Shutting down nuclear power plants and replacing them with dangerous and environmentally destructive natural gas power plants is a bad idea.

Hybrid natural gas / wind / solar schemes will not save the world but they will make the fossil fuel industry a lot of short term profits.

There's abundant evidence now that solar and wind energy schemes are only viable in systems where fossil fuels or hydroelectricity are the primary power source, and only by some additional creative accounting that is generally harmful to lower income consumers.

NNadir

(38,034 posts)
9. I've added myself to an ANS news feed. There's a conference...
Fri Jul 22, 2022, 03:23 PM
Jul 2022

...being held next month in Florida where one of the talks will be on the subject of extending plant life to 80 to 100 years.

My son is joining a prominent laboratory in nuclear materials research and I'll be interested in hearing from him on this topic. He's already turning me on to topics I hadn't considered.

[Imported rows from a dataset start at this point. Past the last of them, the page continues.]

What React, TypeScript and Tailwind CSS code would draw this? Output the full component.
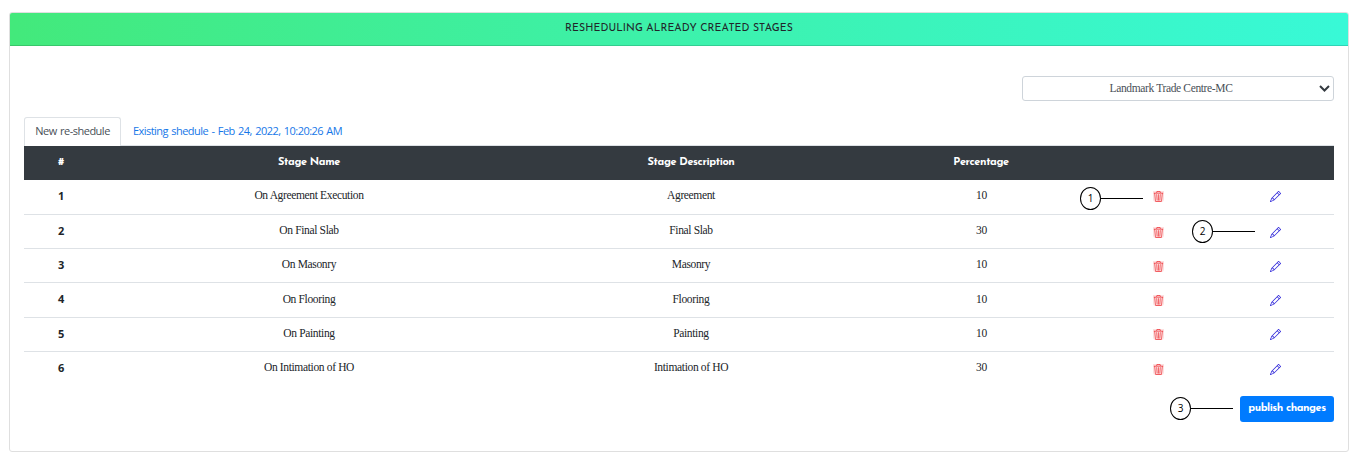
import React from "react";
import { BsPencil, BsTrash3 } from "react-icons/bs";

type Stage = { name: string; description: string; percentage: number };

const stages: Stage[] = [
  { name: "On Agreement Execution", description: "Agreement", percentage: 10 },
  { name: "On Final Slab", description: "Final Slab", percentage: 30 },
  { name: "On Masonry", description: "Masonry", percentage: 10 },
  { name: "On Flooring", description: "Flooring", percentage: 10 },
  { name: "On Painting", description: "Painting", percentage: 10 },
  { name: "On Intimation of HO", description: "Intimation of HO", percentage: 30 },
];

const columns = "grid grid-cols-[74px_422px_342px_238px_117px_117px] text-center";

function Callout({ label, place }: { label: string; place: string }) {
  return (
    <div className={`absolute flex items-center ${place}`}>
      <span className="flex h-[23px] w-[21px] items-center justify-center rounded-[50%] border border-black bg-white pb-px font-['Open_Sans',sans-serif] text-[10px] leading-none text-black">
        {label}
      </span>
      <span className="h-px w-[42px] bg-black" />
    </div>
  );
}

function StageRow({ stage, index }: { stage: Stage; index: number }) {
  return (
    <div
      className={`${columns} h-[34.25px] font-['Liberation_Serif',serif] text-[11.5px] leading-4 tracking-[-0.35px] text-[#212529] ${
        index > 0 ? "border-t border-[#dee2e6]" : ""
      }`}
    >
      <div className="pt-2 font-['Open_Sans',sans-serif] text-[11px] font-bold">{index + 1}</div>
      <div className="pt-[7.2px]">{stage.name}</div>
      <div className="pt-[7.2px]">{stage.description}</div>
      <div className="pl-px pt-[7.2px] tracking-[-0.2px]">{stage.percentage}</div>
      <div className="flex justify-center pt-[11.8px]">
        <BsTrash3 className="size-[11px] rounded-b-[3px] bg-[#ee3338]/15 text-[#ee3338]" />
      </div>
      <div className="flex justify-center pt-[11.8px]">
        <BsPencil className="size-[11px] text-[#2a22d8]" />
      </div>
    </div>
  );
}

export default function App() {
  return (
    <main className="relative h-[466px] w-[1360px] overflow-hidden bg-white pl-[9px] pt-3">
      <section className="flex h-[440px] w-[1340px] flex-col rounded-[3px] border border-[#dfdfdf]">
        <header className="flex h-[33px] items-start justify-center rounded-t-[2px] border-b border-black/15 bg-linear-to-r from-[#43e97b] to-[#38f9d7] pt-2 font-['Josefin_Sans','Lato',sans-serif] text-[10.5px] font-normal leading-4 tracking-[0.09px] text-[#212529]">
          RESHEDULING ALREADY CREATED STAGES
        </header>
        <div className="flex flex-col px-[14px] pt-[30px]">
          <div className="flex h-[25px] w-[312px] items-center self-end rounded-[3px] border border-[#ced4da] pr-[3px] font-['Liberation_Serif',serif] text-[11.5px] tracking-[-0.36px] text-[#495057]">
            <span className="flex-1 pt-px text-center">Landmark Trade Centre-MC</span>
            <svg className="h-[7px] w-[11px]" viewBox="0 0 11 7" fill="none" stroke="#343a40" strokeWidth="2">
              <path d="M1 1l4.5 4.5L10 1" />
            </svg>
          </div>
          <nav className="mt-4 flex h-[29px] border-b border-[#dee2e6] font-['Open_Sans',sans-serif] text-[11px] leading-4 tracking-[-0.54px] [word-spacing:1px]">
            <span className="-mb-px w-[97px] rounded-t-[3px] border border-b-0 border-[#dee2e6] bg-white pt-[5px] text-center tracking-[-0.5px] text-[#495057]">
              New re-shedule
            </span>
            <span className="pl-3 pt-[6px] text-[#1677e8]">Existing shedule - Feb 24, 2022, 10:20:26 AM</span>
          </nav>
          <div
            className={`${columns} h-[33.6px] bg-[#343a40] pt-[9px] font-['Josefin_Sans','Lato',sans-serif] text-[11px] font-black leading-4 tracking-[-0.4px] text-white`}
          >
            <span>#</span>
            <span>Stage Name</span>
            <span>Stage Description</span>
            <span>Percentage</span>
          </div>
          {stages.map((stage, index) => (
            <StageRow key={stage.name} stage={stage} index={index} />
          ))}
          <button className="mt-[11px] h-[26px] w-[94px] self-end rounded-[3px] bg-[#007bff] pt-px font-['Josefin_Sans','Lato',sans-serif] text-[11px] font-bold tracking-[-0.48px] text-white">
            publish changes
          </button>
        </div>
      </section>
      <Callout label="1" place="left-[1080px] top-[187px]" />
      <Callout label="2" place="left-[1192px] top-[220px]" />
      <Callout label="3" place="left-[1170px] top-[397px]" />
    </main>
  );
}
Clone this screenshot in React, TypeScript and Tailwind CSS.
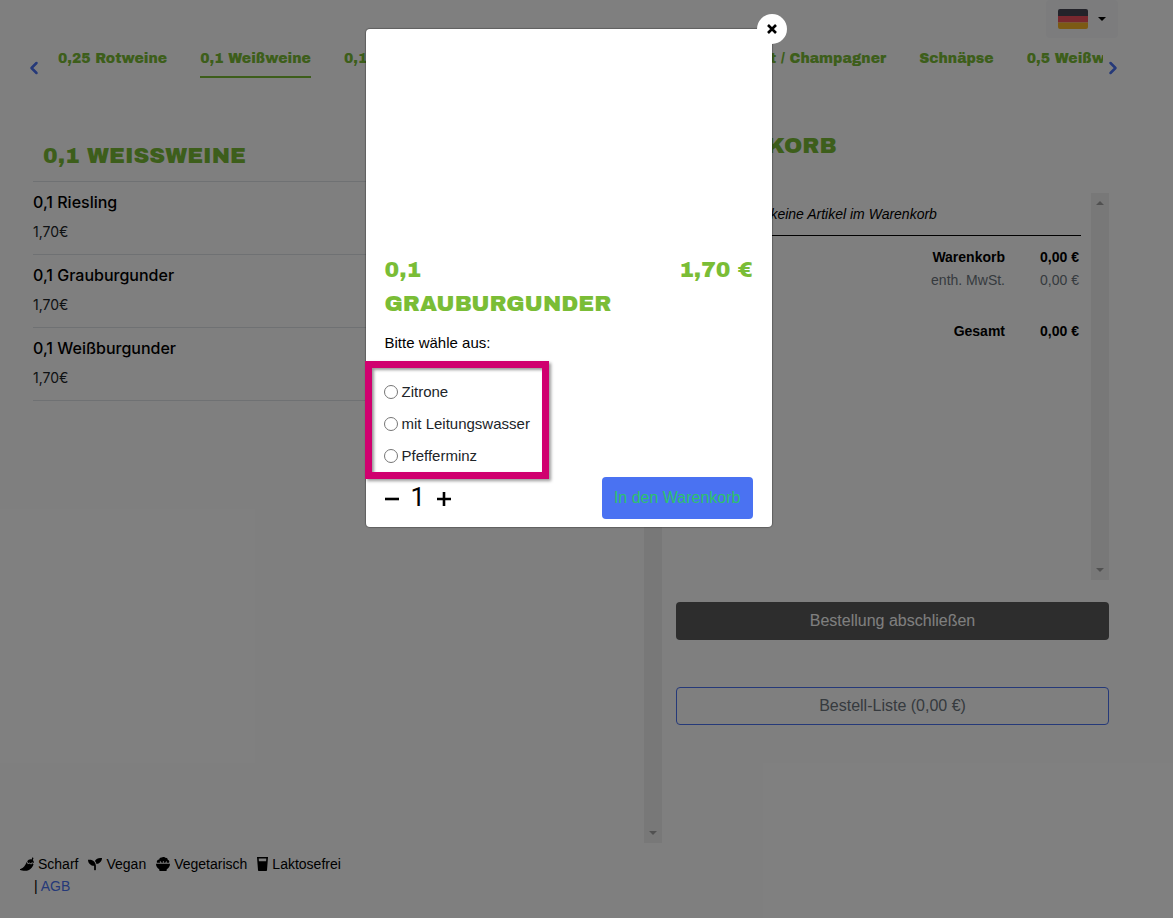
import { useState } from 'react';
import { FaSeedling } from 'react-icons/fa';
import { ChevronLeft, ChevronRight } from 'lucide-react';

const categories = [
  '0,25 Rotweine',
  '0,1 Weißweine',
  '0,1 Rotweine',
  '0,1 Roséweine',
  'Spirituosen',
  'Sekt / Champagner',
  'Schnäpse',
  '0,5 Weißweine',
];

const wines = [
  { name: '0,1 Riesling', price: '1,70€' },
  { name: '0,1 Grauburgunder', price: '1,70€' },
  { name: '0,1 Weißburgunder', price: '1,70€' },
];

const options = ['Zitrone', 'mit Leitungswasser', 'Pfefferminz'];

function PepperIcon() {
  return (
    <svg viewBox="0 0 14 14" className="size-3.5" fill="currentColor" aria-hidden="true">
      <path d="M12.300.3l1.200.6c-.3.900-.4 1.500-.7 2.100.9.900 1.200 2 1 3.100l-1.900-.8-.9 1.100-1.600-.9-1.200.7-1-1.900c1-1.500 2.700-2.300 4.400-1.800.3-.6.500-1.300.7-2.200z" />
      <path d="M6.700 5.100l1.200 2.200 1.500-.9 1.800 1.100 1-1.200 1.300.6c-.5 3-3.500 6.800-8.300 6.800-2.200 0-4.200-.3-5-.8-.4-.3-.3-.9.200-1 3.300-.6 4.700-3.300 6.300-6.800z" />
    </svg>
  );
}

function BowlIcon() {
  return (
    <svg viewBox="0 0 14 14" className="size-3.5" fill="currentColor" aria-hidden="true">
      <path d="M1 5.800a2.300 2.300 0 0 1 2.200-3.200A2.300 2.300 0 0 1 6 .6a2.200 2.200 0 0 1 3.200.2 2.200 2.200 0 0 1 2.600 2A2.200 2.200 0 0 1 13 5.800h-2.400l.3-1.300-.8-.2-.7 1.500H7.700V4h-.8v1.800H5.600L4.300 4.100l-.6.500.7 1.200z" />
      <path d="M0 6.800h14c0 2.500-1.300 4.500-3.200 5.500l-.3 1.700h-7l-.3-1.700C1.300 11.300 0 9.300 0 6.800z" />
    </svg>
  );
}

function GlassIcon() {
  return (
    <svg viewBox="0 0 11 14" className="h-3.5 w-[11px]" fill="currentColor" aria-hidden="true">
      <path fillRule="evenodd" d="M0 0h11l-1 13.200a.8.8 0 0 1-.8.8H1.800a.8.8 0 0 1-.8-.8zM1.700 1.500l.2 2.800h7.200l.2-2.800z" />
    </svg>
  );
}

function Scrollbar() {
  return (
    <div className="flex w-4.5 shrink-0 flex-col items-center justify-between bg-[#f1f1f1] py-2" aria-hidden="true">
      <svg viewBox="0 0 8 4" className="h-1 w-2 fill-[#a3a3a3]"><path d="M0 4l4-4 4 4z" /></svg>
      <svg viewBox="0 0 8 4" className="h-1 w-2 fill-[#a3a3a3]"><path d="M0 0l4 4 4-4z" /></svg>
    </div>
  );
}

function CategoryNav() {
  return (
    <nav className="flex items-start pt-1 pr-3.5 pl-6">
      <button aria-label="Zurück" className="mt-4 text-[#4a72f2]">
        <ChevronLeft className="size-5" strokeWidth={3} />
      </button>
      <div className="ml-3.5 flex min-w-0 flex-1 gap-[33px] overflow-hidden">
        {categories.map((name, i) => (
          <a
            key={name}
            href="#"
            className={`h-9 shrink-0 border-b-2 pt-[7px] font-['Archivo_Black',Inter,sans-serif] text-sm whitespace-nowrap text-[#7abd36] ${i === 1 ? 'border-[#7abd36]' : 'border-transparent'}`}
          >
            {name}
          </a>
        ))}
      </div>
      <button aria-label="Weiter" className="mt-4 text-[#4a72f2]">
        <ChevronRight className="size-5" strokeWidth={3} />
      </button>
    </nav>
  );
}

function ProductDialog({ onClose }: { onClose: () => void }) {
  const [count, setCount] = useState(1);

  return (
    <div role="dialog" aria-modal="true" className="relative w-[406px] rounded-sm bg-white px-[19px] pb-2 shadow-[0_0_1px_1px_rgba(0,0,0,0.25)]">
      <button aria-label="Schließen" onClick={onClose} className="absolute -top-[15px] -right-[15px] grid size-7.5 place-items-center rounded-full bg-white">
        <svg viewBox="0 0 10 10" className="size-2.5 stroke-black" strokeWidth="2.6">
          <path d="M1 1l8 8M9 1l-8 8" />
        </svg>
      </button>
      <div className="h-56" />
      <div className="flex justify-between font-['Archivo_Black',Inter,sans-serif] text-[22px] leading-[34px] text-[#7abd36]">
        <h2 className="w-60">0,1 GRAUBURGUNDER</h2>
        <span>1,70 €</span>
      </div>
      <fieldset>
        <legend className="pt-2.5 text-[15px] leading-6">Bitte wähle aus:</legend>
        <div className="mt-1.5 -mb-0.5 -ml-5 w-46 border-[7px] border-[#d0006f] pt-2 pl-3 shadow-[2px_2px_3px_rgba(0,0,0,0.4),inset_2px_2px_3px_rgba(0,0,0,0.4)]">
          {options.map((option) => (
            <label key={option} className="flex h-8 items-center gap-1 text-[15px] whitespace-nowrap text-[#212529]">
              <input type="radio" name="option" className="size-3.5" />
              {option}
            </label>
          ))}
        </div>
      </fieldset>
      <div className="flex items-start justify-between">
        <div className="flex items-center gap-3 pt-0.5 font-[Roboto] text-[26px] leading-9">
          <button aria-label="Weniger" onClick={() => setCount(Math.max(1, count - 1))}>
            <svg viewBox="0 0 14 14" className="mt-1 size-3.5 stroke-black" strokeWidth="2.6"><path d="M0 7h14" /></svg>
          </button>
          <span>{count}</span>
          <button aria-label="Mehr" onClick={() => setCount(count + 1)}>
            <svg viewBox="0 0 14 14" className="mt-1 size-3.5 stroke-black" strokeWidth="2.6"><path d="M0 7h14M7 0v14" /></svg>
          </button>
        </div>
        <button className="h-10.5 rounded-sm bg-[#4a72f2] px-3 text-base text-[#2dc26b]">In den Warenkorb</button>
      </div>
    </div>
  );
}

export default function App() {
  const [open, setOpen] = useState(true);

  return (
    <div className="relative min-h-screen bg-white pr-9 font-['Liberation_Sans',Arial,sans-serif] text-black">
      <header className="flex justify-end pr-[19px]">
        <button className="flex h-9.5 items-center gap-2.5 rounded-sm bg-[#f8f9fa] px-3" aria-label="Sprache">
          <svg viewBox="0 0 30 20" className="h-5 w-7.5 overflow-hidden rounded-xs">
            <path fill="#464655" d="M0 0h30v7H0z" />
            <path fill="#f0505e" d="M0 7h30v6.500H0z" />
            <path fill="#f9b428" d="M0 13.500h30V20H0z" />
          </svg>
          <svg viewBox="0 0 8 4" className="h-1 w-2"><path d="M0 0h8L4 4z" /></svg>
        </button>
      </header>
      <CategoryNav />

      <main className="flex pt-[51px]">
        <section className="flex h-[714px] min-w-0 flex-1 pl-[33px]">
          <div className="flex-1">
            <h1 className="px-2.5 pt-[11px] pb-[9px] font-['Archivo_Black',Inter,sans-serif] text-[22px] leading-8 text-[#7abd36]">0,1 WEISSWEINE</h1>
            <ul className="border-t border-[#dee2e6] font-[Inter]">
              {wines.map((wine) => (
                <li key={wine.name} className="h-[73px] border-b border-[#dee2e6] pt-2">
                  <h3 className="text-base leading-6 font-medium">{wine.name}</h3>
                  <p className="pt-2 text-sm leading-5 text-[#212529]">{wine.price}</p>
                </li>
              ))}
            </ul>
          </div>
          <Scrollbar />
        </section>

        <aside className="w-[475px] pr-7 pl-3.5">
          <h2 className="pt-px font-['Archivo_Black',Inter,sans-serif] text-[22px] leading-8 text-[#7abd36]">WARENKORB</h2>
          <div className="mt-[31px] flex h-[387px]">
            <div className="flex-1 pr-2.5 text-sm">
              <p className="border-b border-black py-3 pl-2 leading-[18px] italic">Du hast noch keine Artikel im Warenkorb</p>
              <table className="mt-2.5 w-full text-right leading-[23px]">
                <tbody>
                  <tr className="font-bold"><td>Warenkorb</td><td className="w-19 pr-0.5">0,00 €</td></tr>
                  <tr className="text-[#6c757d]"><td>enth. MwSt.</td><td className="pr-0.5">0,00 €</td></tr>
                  <tr className="font-bold"><td className="pt-7">Gesamt</td><td className="pt-7 pr-0.5">0,00 €</td></tr>
                </tbody>
              </table>
            </div>
            <Scrollbar />
          </div>
          <button className="mt-5.5 h-9.5 w-full rounded-sm bg-[#5a5a5a] text-base text-white">Bestellung abschließen</button>
          <button className="mt-[47px] h-9.5 w-full rounded-sm border border-[#4a72f2] text-base text-[#6c757d]">Bestell-Liste (0,00 €)</button>
        </aside>
      </main>

      <footer className="px-5 pt-2.5 text-sm leading-[22px]">
        <div className="flex gap-2.5">
          <span className="flex items-center gap-1"><PepperIcon />Scharf</span>
          <span className="flex items-center gap-1"><FaSeedling />Vegan</span>
          <span className="flex items-center gap-1"><BowlIcon />Vegetarisch</span>
          <span className="flex items-center gap-1"><GlassIcon />Laktosefrei</span>
        </div>
        <p className="pl-3.5">| <a href="#" className="text-[#4a72f2]">AGB</a></p>
      </footer>

      {open && (
        <div className="absolute inset-0 flex items-start justify-center bg-black/50 pt-[29px] pr-9">
          <ProductDialog onClose={() => setOpen(false)} />
        </div>
      )}
    </div>
  );
}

The original understanding was that lifetimes would be 40 years. A number of issues in materials science have caused those numbers to vary. Many reactors went well beyond that. A key point concerns welds, currently an issue in the French reactors on inspection. Of course, the reactors have been poorly maintained, apparently because the Hollande administration drank the so called "renewable energy" koolaid, and took much of the revenue stream from the nuclear cash cow that might have saved Europe and sank it into the wind and solar scam. This is, anyway what I heard. It sounds credible.

All of humanity and Europeans in particular are paying for that egregious mistake.